Second editions sound like it is created to put the Dm in change and give him little freedom (is this true?) and sounds like created by people had had very adversary or anti-party DMs

"we have a rule for it mindset" "do we need these rules?" problem

Role of the DM?
Expectation of Dm?
Freedoms of the Dm?
Rules vs DM?
for / from

1st editon D&D
AD&D
3e/3.5e D&D
4e D&D
Pathfinder 1E
D&D 5e
Pathfinder 2e
(13th Age)
 

Retreater

Legend
My view is that DMs of the 3.x/PF1/4e/PF2e era are the "ignorant muscle" of the rules, which are flexed by the players. Other titles include: Guardian of the rules, balancer of mechanics. These systems can basically be run with the DM as the AI of a cooperative dungeon crawling board game.

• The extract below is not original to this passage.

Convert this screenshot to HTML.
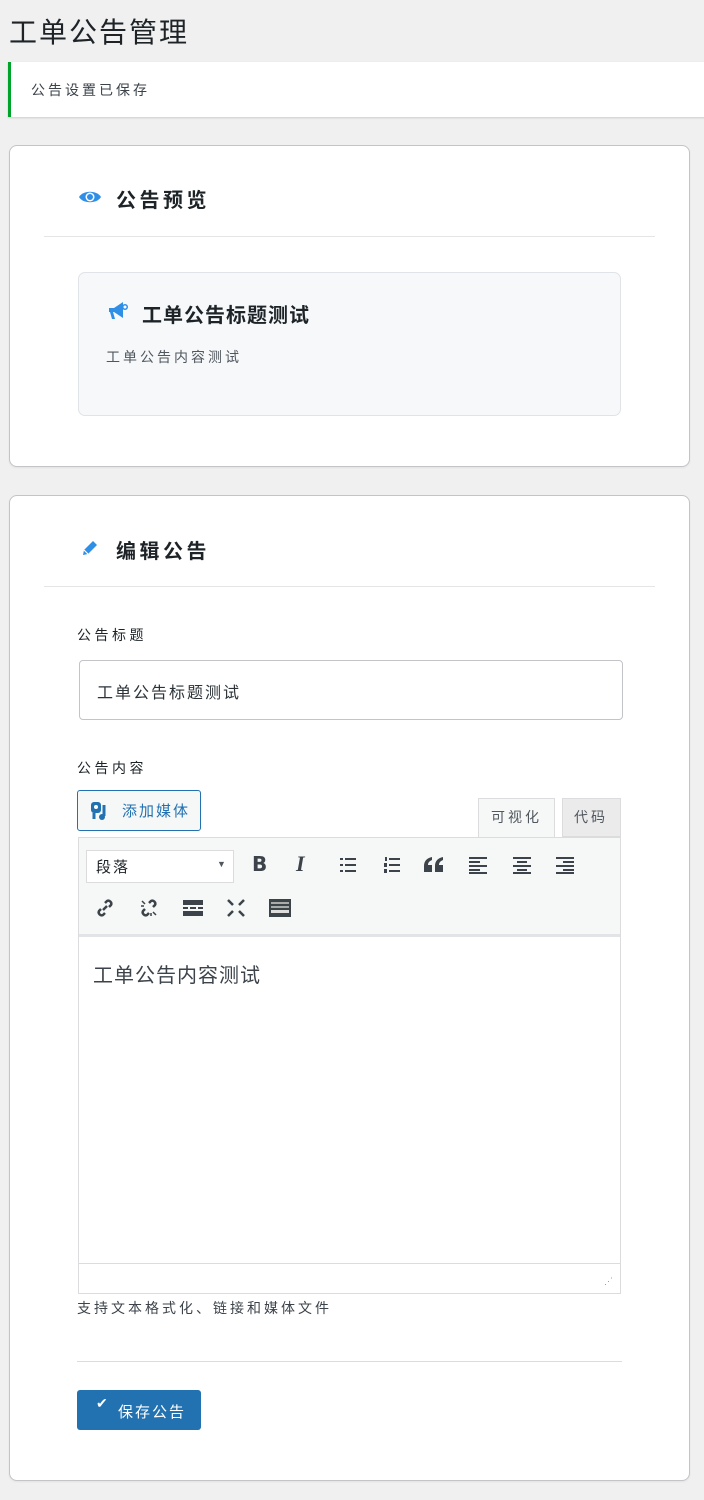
<!DOCTYPE html>
<html><head><meta charset="utf-8"><style>
*{box-sizing:border-box;margin:0;padding:0}
body{width:704px;height:1500px;background:#f0f0f1;font-family:"Liberation Sans","Noto Sans CJK SC",sans-serif;color:#1d2327;position:relative;overflow:hidden}
.a{position:absolute;white-space:nowrap}
.card{position:absolute;left:9px;width:681px;background:#fff;border:1px solid #c3c4c7;border-radius:8px;box-shadow:0 1px 2px rgba(0,0,0,.06)}
.h{font-size:20px;font-weight:bold;color:#1d2327;letter-spacing:3.5px}
.tb{position:absolute;font-size:18px;color:#3c434a;font-weight:bold}
</style></head><body>
<div class="a" style="left:9px;top:11px;font-size:28px;color:#1d2327;letter-spacing:2px">工单公告管理</div>
<div class="a" style="left:8px;top:62px;width:700px;height:55px;background:#fff;border-left:3px solid #00a32a;box-shadow:0 1px 2px rgba(0,0,0,.15)"></div>
<div class="a" style="left:31px;top:80px;font-size:14px;color:#3c434a;letter-spacing:3px">公告设置已保存</div>

<div class="card" style="top:145px;height:322px"></div>
<svg class="a" style="left:78px;top:188px" width="24" height="18" viewBox="0 0 24 18"><path d="M1 9C5 2 19 2 23 9C19 16 5 16 1 9Z" fill="#2f8fe6"/><circle cx="12" cy="9" r="4.5" fill="#fff"/><circle cx="12" cy="9" r="3" fill="#2f8fe6"/></svg>
<div class="a h" style="left:116px;top:184px">公告预览</div>
<div class="a" style="left:44px;top:236px;width:611px;height:1px;background:#e5e5e5"></div>
<div class="a" style="left:78px;top:272px;width:543px;height:144px;background:#f6f8fa;border:1px solid #e0e3e7;border-radius:7px"></div>
<svg class="a" style="left:107px;top:299px" width="24" height="24" viewBox="0 0 24 24"><path d="M2 9h5l9-6v16l-9-6H6l2 7H5l-2-7H2z" fill="#2f8fe6"/><circle cx="18" cy="8" r="3" fill="#2f8fe6"/><circle cx="18" cy="8" r="1.5" fill="#fff"/></svg>
<div class="a h" style="left:142px;top:299px;letter-spacing:1px">工单公告标题测试</div>
<div class="a" style="left:106px;top:347px;font-size:14px;color:#50575e;letter-spacing:3px">工单公告内容测试</div>

<div class="card" style="top:495px;height:986px"></div>
<svg class="a" style="left:80px;top:538px" width="20" height="20" viewBox="0 0 20 20"><path d="M3 17l1-5 9-9 4 4-9 9z" fill="#2f8fe6"/><path d="M4 12l4 4" stroke="#fff" stroke-width="1.2"/></svg>
<div class="a h" style="left:116px;top:535px">编辑公告</div>
<div class="a" style="left:44px;top:586px;width:611px;height:1px;background:#e5e5e5"></div>
<div class="a" style="left:77px;top:625px;font-size:14px;color:#1d2327;letter-spacing:3.5px">公告标题</div>
<div class="a" style="left:79px;top:660px;width:544px;height:60px;border:1px solid #c3c4c7;border-radius:4px;background:#fff"></div>
<div class="a" style="left:97px;top:679px;font-size:16px;color:#2c3338;letter-spacing:2px">工单公告标题测试</div>
<div class="a" style="left:77px;top:758px;font-size:14px;color:#1d2327;letter-spacing:3.5px">公告内容</div>
<div class="a" style="left:77px;top:790px;width:124px;height:41px;border:1px solid #2271b1;border-radius:3px;background:#f6f7f7"></div>
<svg class="a" style="left:90px;top:801px" width="22" height="20" viewBox="0 0 22 20"><rect x="1" y="1" width="10" height="11" rx="3" fill="#2271b1"/><circle cx="6" cy="6" r="2" fill="#fff"/><path d="M14 4v11" stroke="#2271b1" stroke-width="3"/><circle cx="12" cy="16" r="3" fill="#2271b1"/><path d="M4 12v6" stroke="#2271b1" stroke-width="3"/></svg>
<div class="a" style="left:122px;top:800px;font-size:15px;color:#2271b1;letter-spacing:2px">添加媒体</div>
<div class="a" style="left:478px;top:798px;width:77px;height:41px;background:#f6f7f7;border:1px solid #dcdcde;border-bottom:none"></div>
<div class="a" style="left:491px;top:807px;font-size:14px;color:#50575e;letter-spacing:3px">可视化</div>
<div class="a" style="left:562px;top:798px;width:59px;height:39px;background:#ebebeb;border:1px solid #dcdcde"></div>
<div class="a" style="left:574px;top:807px;font-size:14px;color:#50575e;letter-spacing:3px">代码</div>
<div class="a" style="left:78px;top:837px;width:543px;height:457px;border:1px solid #dcdcde;background:#f6f7f7"></div>
<div class="a" style="left:86px;top:850px;width:148px;height:33px;background:#fff;border:1px solid #dcdcde"></div>
<div class="a" style="left:96px;top:856px;font-size:15px;color:#1d2327;letter-spacing:2px">段落</div>
<div class="a" style="left:217px;top:859px;font-size:9px;color:#50575e">▼</div>
<div class="tb" style="left:252px;top:852px;font-family:'DejaVu Sans',sans-serif;font-size:20px">B</div>
<div class="tb" style="left:296px;top:851px;font-family:'Liberation Serif',serif;font-style:italic;font-size:22px">I</div>
<svg class="a" style="left:338px;top:855px" width="20" height="20" viewBox="0 0 20 20" fill="#3c434a"><rect x="2" y="3" width="3" height="2"/><rect x="2" y="9" width="3" height="2"/><rect x="2" y="15" width="3" height="2"/><rect x="7" y="3" width="11" height="2"/><rect x="7" y="9" width="11" height="2"/><rect x="7" y="15" width="11" height="2"/></svg>
<svg class="a" style="left:382px;top:855px" width="20" height="20" viewBox="0 0 20 20" fill="#3c434a"><rect x="3" y="2" width="2" height="4"/><rect x="2" y="8" width="3" height="4"/><rect x="2" y="14" width="3" height="4"/><rect x="7" y="3" width="11" height="2"/><rect x="7" y="9" width="11" height="2"/><rect x="7" y="15" width="11" height="2"/></svg>
<svg class="a" style="left:423px;top:856px" width="22" height="18" viewBox="0 0 22 18" fill="#3c434a"><path d="M1 16v-6c0-5 3-8 8-9v3c-2 1-4 2-4 5h4v7z"/><path d="M12 16v-6c0-5 3-8 8-9v3c-2 1-4 2-4 5h4v7z"/></svg>
<svg class="a" style="left:468px;top:855px" width="20" height="20" viewBox="0 0 20 20" fill="#3c434a"><rect x="1" y="2" width="18" height="2"/><rect x="1" y="6" width="11" height="2"/><rect x="1" y="10" width="18" height="2"/><rect x="1" y="14" width="11" height="2"/><rect x="1" y="17" width="18" height="2"/></svg>
<svg class="a" style="left:512px;top:855px" width="20" height="20" viewBox="0 0 20 20" fill="#3c434a"><rect x="1" y="2" width="18" height="2"/><rect x="5" y="6" width="10" height="2"/><rect x="1" y="10" width="18" height="2"/><rect x="5" y="14" width="10" height="2"/><rect x="1" y="17" width="18" height="2"/></svg>
<svg class="a" style="left:555px;top:855px" width="20" height="20" viewBox="0 0 20 20" fill="#3c434a"><rect x="1" y="2" width="18" height="2"/><rect x="8" y="6" width="11" height="2"/><rect x="1" y="10" width="18" height="2"/><rect x="8" y="14" width="11" height="2"/><rect x="1" y="17" width="18" height="2"/></svg>
<svg class="a" style="left:94px;top:897px" width="22" height="22" viewBox="0 0 22 22" fill="none" stroke="#3c434a" stroke-width="2.5"><path d="M9 13l4-4"/><path d="M11 6l2-2a3 3 0 014 4l-2 2"/><path d="M11 16l-2 2a3 3 0 01-4-4l2-2"/></svg>
<svg class="a" style="left:138px;top:897px" width="22" height="22" viewBox="0 0 22 22" fill="none" stroke="#3c434a" stroke-width="2.5"><path d="M11 6l2-2a3 3 0 014 4l-2 2"/><path d="M11 16l-2 2a3 3 0 01-4-4l2-2"/><path d="M4 4l3 3M18 18l-3-3M3 9h3M13 19v-3" stroke-width="1.5"/></svg>
<svg class="a" style="left:182px;top:897px" width="22" height="22" viewBox="0 0 22 22" fill="#3c434a"><rect x="1" y="3" width="20" height="5"/><rect x="1" y="10" width="5" height="2"/><rect x="8" y="10" width="6" height="2"/><rect x="16" y="10" width="5" height="2"/><rect x="1" y="14" width="20" height="5"/></svg>
<svg class="a" style="left:225px;top:897px" width="22" height="22" viewBox="0 0 22 22" fill="none" stroke="#3c434a" stroke-width="2.5"><path d="M3 3l5 5M19 3l-5 5M3 19l5-5M19 19l-5-5"/></svg>
<svg class="a" style="left:268px;top:897px" width="24" height="22" viewBox="0 0 24 22" fill="#3c434a"><rect x="1" y="2" width="22" height="18"/><rect x="3" y="5" width="18" height="2" fill="#aaa"/><rect x="3" y="9" width="18" height="2" fill="#aaa"/><rect x="3" y="13" width="18" height="3" fill="#ddd"/></svg>
<div class="a" style="left:79px;top:934px;width:541px;height:3px;background:#e2e4e7"></div>
<div class="a" style="left:79px;top:937px;width:541px;height:326px;background:#fff"></div>
<div class="a" style="left:93px;top:959px;font-size:20px;color:#3c434a;letter-spacing:1px">工单公告内容测试</div>
<div class="a" style="left:79px;top:1263px;width:541px;height:30px;background:#fff;border-top:1px solid #dcdcde"></div>
<div class="a" style="left:604px;top:1276px;font-size:9px;color:#999">⋰</div>
<div class="a" style="left:77px;top:1298px;font-size:14px;color:#3c434a;letter-spacing:3px">支持文本格式化、链接和媒体文件</div>
<div class="a" style="left:77px;top:1361px;width:545px;height:1px;background:#dcdcde"></div>
<div class="a" style="left:77px;top:1390px;width:124px;height:40px;background:#2271b1;border-radius:3px"></div>
<div class="a" style="left:96px;top:1395px;font-size:14px;color:#fff">✔</div>
<div class="a" style="left:118px;top:1401px;font-size:15px;color:#fff;letter-spacing:2px">保存公告</div>
</body></html>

5e puts the DM in a similar role. It requires a little more finesse with the rules because there aren't rules for every conceivable thing - only most conceivable things. The DM is a player, like the party, has roughly equal say at the table as the players due to the limitations of the codified rules.

The TSR editions of D&D actually put the DM in the position of rules arbiter, storyteller, etc. 3.x and onward hamstrung the DM's decision-making and made the role largely superfluous.